Woodland needed all five sets but pulled out a thrilling, 3-2 victory over rival Seymour on Tuesday night to take firm control of the Naugatuck Valley League Brass Division and remain undefeated.

“We were lucky to get out alive,” Woodland coach Jim Amato said. “It was difficult to determine who was making fewer mistakes at a certain point. We didn’t settle into a rhythm. We made a lot of errors.”

The scores (24-26, 26-24, 27-25, 13-25, 15-13) would suggest a better-played match than it was, both coaches agreed.

“All of the games were close, but it was more of who was going to give whom the game,” Seymour coach Cathy Federowicz said. “I felt as though neither team really wanted to win. They came to play a little bit more than us, but it was a very sloppy game.”

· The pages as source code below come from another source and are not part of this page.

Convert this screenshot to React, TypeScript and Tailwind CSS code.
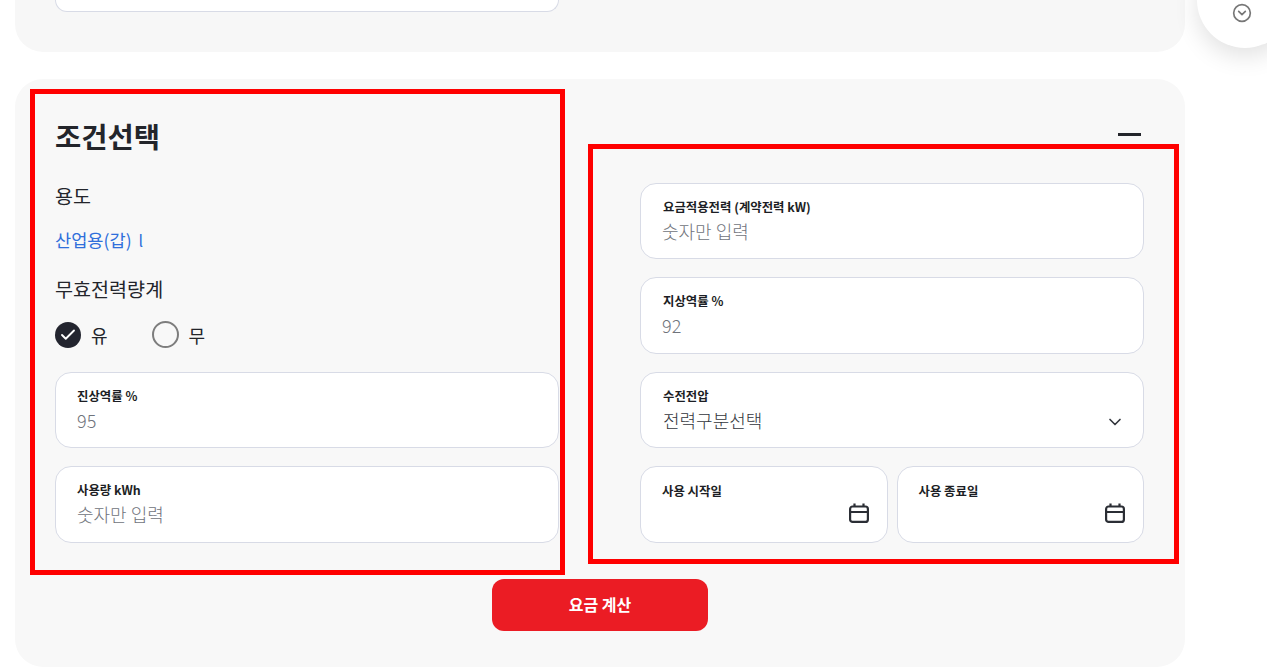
import React from 'react';
import { Check, ChevronDown, CircleChevronDown } from 'lucide-react';

const FONT = 'font-["Noto_Sans_CJK_KR","Noto_Sans",sans-serif]';

interface FieldProps {
  label: string;
  value?: string;
  dark?: boolean;
  tall?: boolean;
  left?: boolean;
}

const Field = ({ label, value, dark, tall, left }: FieldProps) => (
  <div className={`${tall ? 'h-[77px]' : 'h-[76px]'} ${left ? 'pl-[21px]' : 'pl-[22px]'} w-[504px] rounded-2xl border border-[#d8dbe6] bg-white pt-[14px]`}>
    <p className="text-[12.4px] leading-[18px] font-bold text-[#1c1e24]">{label}</p>
    <p className={`mt-[2px] text-[18px] leading-[26px] font-light ${dark ? 'text-[#33363d]' : 'text-[#6f737b]'} ${!dark && !left ? '-ml-px' : ''}`}>
      {value}
    </p>
  </div>
);

// calendar with short ticks, lucide's has long ones
const CalendarIcon = () => (
  <svg viewBox="0 0 20 20" fill="none" stroke="#2b2e35" strokeWidth="2.2" className="mt-[3px] ml-auto h-[20px] w-[20px]">
    <rect x="1.1" y="3.5" width="17.8" height="15.4" rx="2.5" />
    <path d="M1 9h18M5.5 .5v3.5M14.5 .5v3.5" />
  </svg>
);

const DateField = ({ label }: { label: string }) => (
  <div className="flex h-[77px] flex-1 flex-col rounded-2xl border border-[#d8dbe6] bg-white pt-[15px] pr-[18px] pl-[21px]">
    <p className="text-[12.4px] leading-[18px] font-bold text-[#1c1e24]">{label}</p>
    <CalendarIcon />
  </div>
);

export default function App() {
  return (
    <div className={`relative h-[667px] w-full overflow-hidden bg-white ${FONT}`}>
      {/* previous section, scrolled off */}
      <div className="ml-[15px] flex h-[52px] w-[1170px] items-start rounded-b-[28px] bg-[#f7f7f7] pl-[40px]">
        <div className="h-[12px] w-[504px] rounded-b-2xl border border-t-0 border-[#d8dbe6] bg-white" />
      </div>

      <div className="relative mt-[27px] ml-[15px] h-[588px] w-[1170px] rounded-[28px] bg-[#f8f8f8]">
        <div className="flex items-start pt-[10px] pl-[15px]">
          <div className="h-[486px] w-[535px] border-[5px] border-[#ff0000] pl-[20px]">
            <h2 className="mt-[21px] text-[28.5px] leading-[42px] font-bold text-[#23252b]">조건선택</h2>
            <p className="mt-[26px] text-[19.6px] leading-[26px] text-[#23252b]">용도</p>
            <p className="mt-[18px] text-[17.6px] leading-[26px] text-[#2f6fdb]">
              산업용(갑) <span className="ml-[3px] text-[16px] leading-none">l</span>
            </p>
            <p className="mt-[23px] text-[19.6px] leading-[26px] text-[#23252b]">무효전력량계</p>
            <div className="mt-[19px] flex items-center">
              <span className="flex h-[26px] w-[26px] items-center justify-center rounded-full bg-[#23252f]">
                <Check className="h-[18px] w-[18px] text-white" strokeWidth={2.5} />
              </span>
              <span className="ml-[10px] text-[18px] leading-[26px] text-[#23252b]">유</span>
              <span className="ml-[44px] h-[27px] w-[27px] rounded-full border-2 border-[#7d7d7d]" />
              <span className="ml-[10px] text-[18px] leading-[26px] text-[#23252b]">무</span>
            </div>
            <div className="mt-[24px] flex flex-col gap-[18px]">
              <Field label="진상역률 %" value="95" left />
              <Field label="사용량 kWh" value="숫자만 입력" tall left />
            </div>
          </div>

          <div className="mt-[55px] ml-[23px] flex h-[420px] w-[591px] flex-col gap-[18px] border-[5px] border-[#ff0000] pt-[34px] pl-[47px]">
            <Field label="요금적용전력 (계약전력 kW)" value="숫자만 입력" />
            <Field label="지상역률 %" value="92" tall />
            <div className="relative">
              <Field label="수전전압" value="전력구분선택" dark />
              <ChevronDown className="absolute top-[40px] left-[465px] h-[20px] w-[20px] text-[#33363d]" strokeWidth={2} />
            </div>
            <div className="flex w-[504px] gap-[9px]">
              <DateField label="사용 시작일" />
              <DateField label="사용 종료일" />
            </div>
          </div>
        </div>

        {/* collapse toggle */}
        <span className="absolute top-[54px] left-[1103px] h-[3px] w-[23px] bg-[#23252b]" />

        <button className="absolute top-[500px] left-[477px] h-[52px] w-[216px] rounded-xl bg-[#eb1c24] pb-[3px] text-[16px] font-bold text-white">
          요금 계산
        </button>
      </div>

      {/* floating button */}
      <div className="absolute top-[-48px] left-[1197px] flex h-[96px] w-[96px] items-end rounded-full bg-white pb-[25px] pl-[35px] shadow-[0_8px_24px_rgba(0,0,0,0.12)]">
        <CircleChevronDown className="h-[20px] w-[20px] text-[#777777]" strokeWidth={2} />
      </div>
    </div>
  );
}
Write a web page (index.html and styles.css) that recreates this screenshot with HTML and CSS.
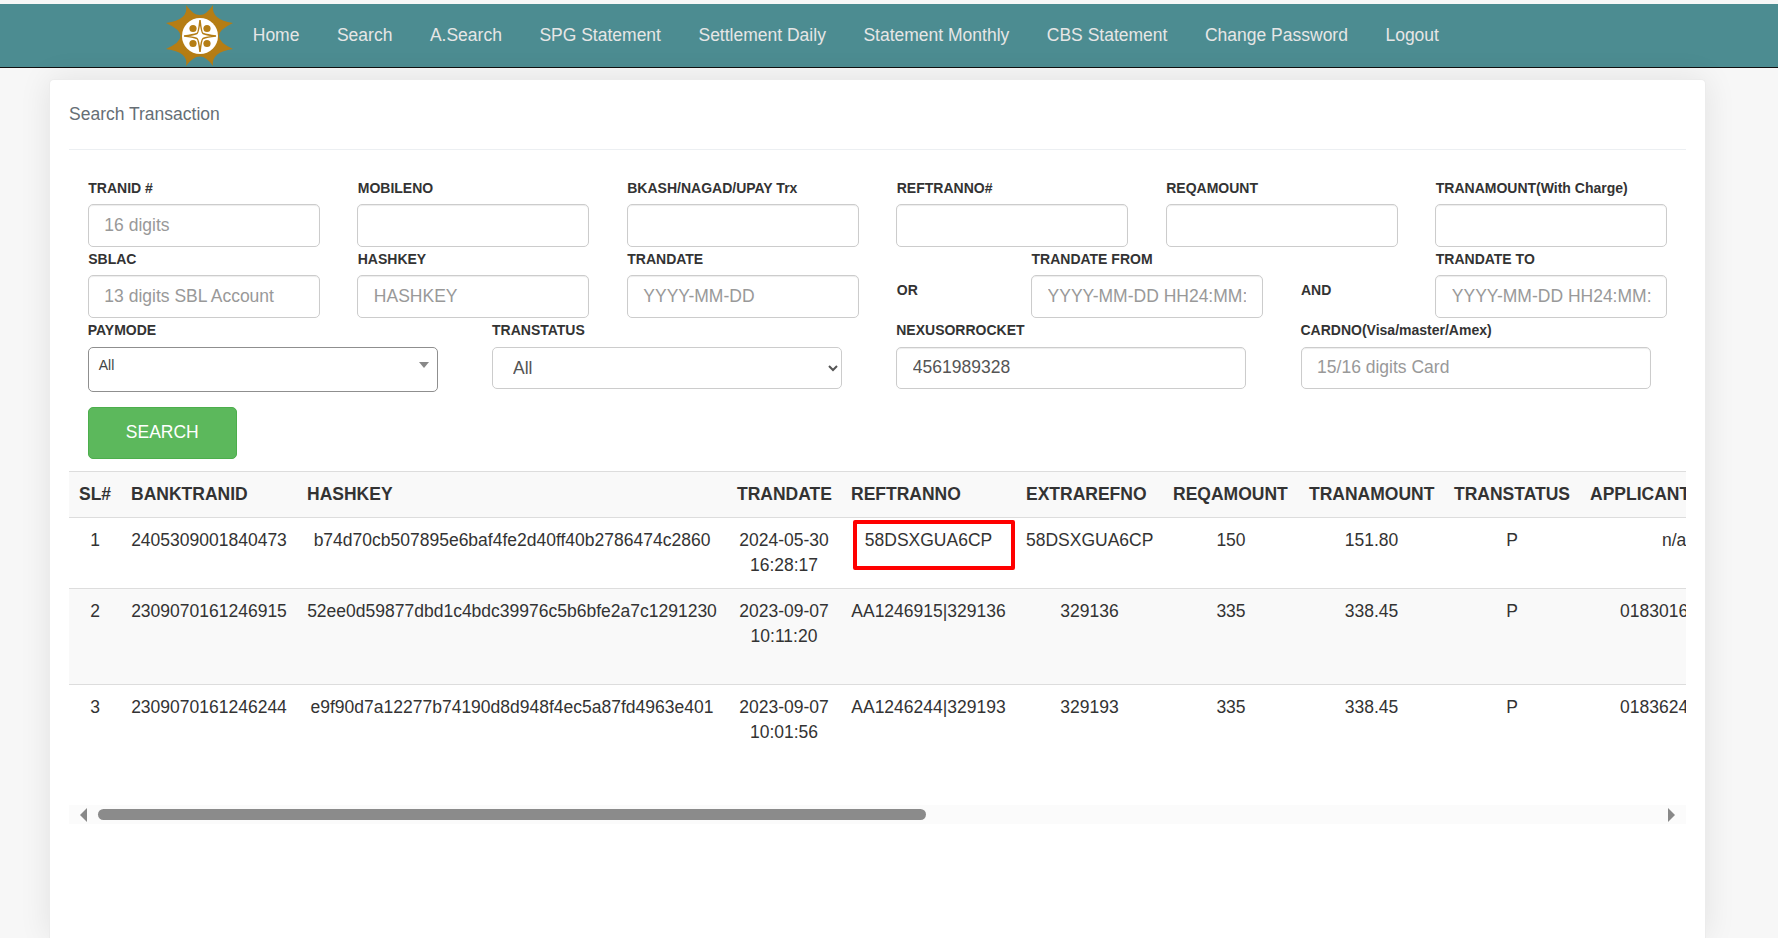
FILE: index.html
```html
<!DOCTYPE html>
<html lang="en">
<head>
<meta charset="utf-8">
<title>Search Transaction</title>
<link rel="stylesheet" href="styles.css">
</head>
<body>
<nav class="topnav">
  <svg class="logo" viewBox="0 0 68 62" aria-hidden="true">
    <path class="logo-sun" d="M20 0Q34 20 47 0Q45 15 67 18Q39 31 67 44Q45 47 47 61Q34 42 20 61Q23 47 0 44Q29 31 0 18Q23 15 20 0Z"/>
    <circle class="logo-disc" cx="34" cy="31" r="18"/>
    <path class="logo-star" d="M34 15Q35.5 28 37 28.5Q41 30 50 31Q41 32 37 33.5Q35.5 34 34 47Q32.5 34 31 33.5Q27 32 18 31Q27 30 31 28.5Q32.5 28 34 15Z"/>
    <circle class="logo-dot" cx="27" cy="23.5" r="3.6"/>
    <circle class="logo-dot" cx="41" cy="23.5" r="3.6"/>
    <circle class="logo-dot" cx="27" cy="38.5" r="3.6"/>
    <circle class="logo-dot" cx="41" cy="38.5" r="3.6"/>
  </svg>
  <a class="navlink" href="#">Home</a>
  <a class="navlink" href="#">Search</a>
  <a class="navlink" href="#">A.Search</a>
  <a class="navlink" href="#">SPG Statement</a>
  <a class="navlink" href="#">Settlement Daily</a>
  <a class="navlink" href="#">Statement Monthly</a>
  <a class="navlink" href="#">CBS Statement</a>
  <a class="navlink" href="#">Change Password</a>
  <a class="navlink" href="#">Logout</a>
</nav>

<main class="page">
  <section class="card">
    <h2 class="card-title">Search Transaction</h2>
    <form class="form-grid">
      <div class="field span2"><label class="label">TRANID #</label><input class="input" placeholder="16 digits"></div>
      <div class="field span2"><label class="label">MOBILENO</label><input class="input"></div>
      <div class="field span2"><label class="label">BKASH/NAGAD/UPAY Trx</label><input class="input"></div>
      <div class="field span2"><label class="label">REFTRANNO#</label><input class="input"></div>
      <div class="field span2"><label class="label">REQAMOUNT</label><input class="input"></div>
      <div class="field span2"><label class="label">TRANAMOUNT(With Charge)</label><input class="input"></div>

      <div class="field span2"><label class="label">SBLAC</label><input class="input" placeholder="13 digits SBL Account"></div>
      <div class="field span2"><label class="label">HASHKEY</label><input class="input" placeholder="HASHKEY"></div>
      <div class="field span2"><label class="label">TRANDATE</label><input class="input" placeholder="YYYY-MM-DD"></div>
      <div class="field span1 joiner"><label class="label">OR</label></div>
      <div class="field span2"><label class="label">TRANDATE FROM</label><input class="input" placeholder="YYYY-MM-DD HH24:MM:SS"></div>
      <div class="field span1 joiner"><label class="label">AND</label></div>
      <div class="field span2"><label class="label">TRANDATE TO</label><input class="input" placeholder="YYYY-MM-DD HH24:MM:SS"></div>

      <div class="field span3 wide"><label class="label">PAYMODE</label>
        <div class="combo"><span class="combo-text">All</span><span class="combo-arrow"></span></div>
      </div>
      <div class="field span3 wide"><label class="label">TRANSTATUS</label>
        <select class="select"><option>All</option></select>
      </div>
      <div class="field span3 wide"><label class="label">NEXUSORROCKET</label><input class="input value-input" value="4561989328"></div>
      <div class="field span3 wide"><label class="label">CARDNO(Visa/master/Amex)</label><input class="input value-input" placeholder="15/16 digits Card"></div>

      <div class="field span12 actions"><button class="btn" type="button">SEARCH</button></div>
    </form>

    <div class="table-clip">
      <table class="grid">
        <colgroup>
          <col class="c-sl"><col class="c-bank"><col class="c-hash"><col class="c-date"><col class="c-ref">
          <col class="c-extra"><col class="c-req"><col class="c-amt"><col class="c-status"><col class="c-appl">
        </colgroup>
        <thead>
          <tr>
            <th>SL#</th><th>BANKTRANID</th><th>HASHKEY</th><th>TRANDATE</th><th>REFTRANNO</th>
            <th>EXTRAREFNO</th><th>REQAMOUNT</th><th>TRANAMOUNT</th><th>TRANSTATUS</th><th>APPLICANT</th>
          </tr>
        </thead>
        <tbody>
          <tr>
            <td>1</td><td>2405309001840473</td><td>b74d70cb507895e6baf4fe2d40ff40b2786474c2860</td>
            <td>2024-05-30 16:28:17</td>
            <td class="marked">58DSXGUA6CP<span class="redbox"></span></td>
            <td>58DSXGUA6CP</td><td>150</td><td>151.80</td><td>P</td><td class="appl-na">n/a</td>
          </tr>
          <tr class="tall striped">
            <td>2</td><td>2309070161246915</td><td>52ee0d59877dbd1c4bdc39976c5b6bfe2a7c1291230</td>
            <td>2023-09-07 10:11:20</td><td>AA1246915|329136</td>
            <td>329136</td><td>335</td><td>338.45</td><td>P</td><td class="appl">0183016</td>
          </tr>
          <tr class="tall last">
            <td>3</td><td>2309070161246244</td><td>e9f90d7a12277b74190d8d948f4ec5a87fd4963e401</td>
            <td>2023-09-07 10:01:56</td><td>AA1246244|329193</td>
            <td>329193</td><td>335</td><td>338.45</td><td>P</td><td class="appl">0183624</td>
          </tr>
        </tbody>
      </table>
    </div>
    <div class="hscroll" aria-hidden="true">
      <span class="hscroll-btn"><span class="arrow-left"></span></span>
      <span class="hscroll-track"><span class="hscroll-thumb"></span></span>
      <span class="hscroll-btn"><span class="arrow-right"></span></span>
    </div>
  </section>
</main>
</body>
</html>
```

FILE: styles.css
```css
* { box-sizing: border-box; }

html, body { height: 100%; }

body {
  margin: 0;
  padding-top: 4px;
  display: flex;
  flex-direction: column;
  overflow: hidden;
  background: #f7f7f7;
  color: #333;
  font-family: "Liberation Sans", Arial, sans-serif;
  font-size: 17.5px;
  line-height: 25px;
}

.topnav {
  flex: none;
  height: 64px;
  display: flex;
  align-items: center;
  padding-left: 166px;
  background: #4c8c91;
  border-bottom: 1px solid #111;
}

.logo { width: 68px; height: 62px; flex: none; }
.logo-sun { fill: #b57d14; }
.logo-disc { fill: #fff; }
.logo-star { fill: #fff; stroke: #b57d14; stroke-width: 1.5; }
.logo-dot { fill: #b57d14; }

.navlink {
  padding: 0 18.75px;
  color: #e6e6e6;
  text-decoration: none;
  white-space: nowrap;
}

.page {
  flex: 1;
  display: flex;
  min-height: 0;
  padding: 11px 72px 0 49px;
}

.card {
  flex: 1;
  min-width: 0;
  padding: 0 19px;
  background: #fff;
  border: 1px solid #ececec;
  border-bottom: 0;
  border-radius: 5px 5px 0 0;
  box-shadow: 0 0 32px rgba(0, 0, 0, 0.09);
}

.card-title {
  margin: 0;
  height: 70px;
  display: flex;
  align-items: center;
  font-size: 17.5px;
  font-weight: 400;
  color: #666e75;
  border-bottom: 1px solid #eceff2;
}

.form-grid {
  display: grid;
  grid-template-columns: repeat(12, 1fr);
  padding-top: 28px;
}

.field {
  padding: 0 18.75px;
  height: 71px;
}

.span1 { grid-column: span 1; }
.span2 { grid-column: span 2; }
.span3 { grid-column: span 3; }
.span12 { grid-column: span 12; }

.label {
  display: block;
  height: 20px;
  line-height: 20px;
  margin-bottom: 6px;
  padding-left: 0.5px;
  font-size: 14px;
  font-weight: 700;
  color: #333;
  white-space: nowrap;
}

.joiner .label { margin-top: 31px; }

.wide { height: 72px; }
.wide .label { margin-bottom: 7px; padding-left: 0; }

.input {
  display: block;
  width: 100%;
  height: 43px;
  padding: 0 15.6px;
  font: inherit;
  color: #555;
  background: #fff;
  border: 1px solid #ccc;
  border-radius: 5px;
  box-shadow: inset 0 1px 1px rgba(0, 0, 0, 0.075);
  outline: none;
}

.input::placeholder { color: #999; opacity: 1; }

.wide .value-input { width: 350px; height: 42px; padding-bottom: 1px; }

.combo {
  width: 350px;
  height: 45px;
  padding: 4px 0 0 10px;
  display: flex;
  justify-content: space-between;
  font-size: 14px;
  line-height: 26px;
  color: #444;
  background: #fff;
  border: 1px solid #8f8f8f;
  border-radius: 5px;
}

.combo-arrow {
  width: 0;
  height: 0;
  margin: 10px 8px 0 0;
  border-style: solid;
  border-width: 6px 5px 0;
  border-color: #888 transparent transparent;
}

.select {
  display: block;
  width: 350px;
  height: 42px;
  padding: 0 17px 0 16px;
  font: inherit;
  color: #555;
  background: #fff;
  border: 1px solid #ccc;
  border-radius: 5px;
}

.actions { height: auto; padding-top: 15px; }

.btn {
  display: block;
  width: 149px;
  height: 52px;
  padding: 0 0 2px;
  font: inherit;
  color: #fff;
  background: #5cb85c;
  border: 1px solid #4cae4c;
  border-radius: 5px;
}

.table-clip {
  margin-top: 12px;
  height: 334px;
  overflow: hidden;
}

.grid {
  width: 3045px;
  table-layout: fixed;
  border-collapse: collapse;
}

.c-sl { width: 52px; }
.c-bank { width: 176px; }
.c-hash { width: 430px; }
.c-date { width: 114px; }
.c-ref { width: 175px; }
.c-extra { width: 147px; }
.c-req { width: 136px; }
.c-amt { width: 145px; }
.c-status { width: 136px; }
.c-appl { width: 1534px; }

.grid th {
  height: 46px;
  padding: 10px;
  text-align: left;
  font-weight: 700;
  white-space: nowrap;
  background: #f9f9f9;
  border-top: 1px solid #ddd;
  border-bottom: 1px solid #ddd;
}

.grid td {
  padding: 10px;
  text-align: center;
  vertical-align: top;
  border-bottom: 1px solid #ddd;
}

.grid .tall td { height: 96px; }
.grid .striped td { background: #f9f9f9; }
.grid .last td { border-bottom: 0; }

.grid .appl { text-align: left; padding-left: 40px; }
.grid .appl-na { text-align: left; padding-left: 82px; }

.marked { position: relative; }

.redbox {
  position: absolute;
  left: 12px;
  top: 2px;
  width: 162px;
  height: 50px;
  border: 4px solid #f00;
  border-radius: 2px;
}

.hscroll {
  display: flex;
  align-items: center;
  height: 19px;
  background: #fbfbfb;
}

.hscroll-btn {
  flex: none;
  width: 29px;
  display: flex;
  padding-left: 11px;
}

.hscroll-track { flex: 1; }

.hscroll-thumb {
  display: block;
  width: 828px;
  height: 11px;
  background: #8b8b8b;
  border-radius: 6px;
}

.arrow-left,
.arrow-right {
  width: 0;
  height: 0;
  border-style: solid;
  border-color: transparent;
}

.arrow-left { border-width: 7px 7px 7px 0; border-right-color: #888; }
.arrow-right { border-width: 7px 0 7px 7px; border-left-color: #888; }
```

Even a sloppy match, in which it seemed there were two or three times as many errors as kills, there were stars.

Woodland senior Adriana Ambari (14 kills) and sophomore Brianna Pacileo (15 digs, 11 kills) spurred the Hawks (14-0) to the fifth-set win. The two hitters accounted for all of Woodland’s kills in the fifth set—Ambari had four, Pacileo added three—and pulled out big points when the team most needed them.

“It’s just the energy and communication as a team, and how we come together to pull it through in the end,” Ambari said of Woodland’s 6-0 record in five-set matches.

Twice Pacileo notched kills with the Hawks facing two-point deficits, and her third gave Woodland a 12-11 lead. She also ended the match with an unreturnable serve.

“I had a bag full of emotions,” Pacileo said. “I didn’t know what was going on or what was going to happen. I just knew we needed to protect and work as a team to beat Seymour.”

Amato said the sophomore has shown a great deal of improvement over the last month.

Woodland’s Tayler Boncal prepares to serve Tuesday night against Seymour. The Hawks grabbed control of the NVL Brass Division with a 3-2 win over the Wildcats. RA ARCHIVE

“Brianna Pacileo has matured in the past 10 or 11 games,” Amato said. “A lot of the responsibility has fallen on her shoulders. Some of the things she has had difficulty with, she’s putting it all together now. She’s really been able to drive the ball to the floor.”

Pacileo’s trademark is quickly becoming smashing the ball as hard as anyone on the floor.

“I just go up there and try as hard as I can to put it in play,” Pacileo said. “When I realized in the first and second games that I could get it in play, I was trying to hit it harder.”

The first three sets extended past regulation. Seymour (11-3) won the first, 26-24, by fighting off two set points and winning the final four points. Woodland won the second, 26-24, and third, 27-25, also battling back against set points in each.

The Wildcats’ strongest game was the fourth, a 25-13 win to extend the match to a fifth set.

Woodland, which can clinch the Brass title with a win Thursday at Wolcott, took nothing but the win.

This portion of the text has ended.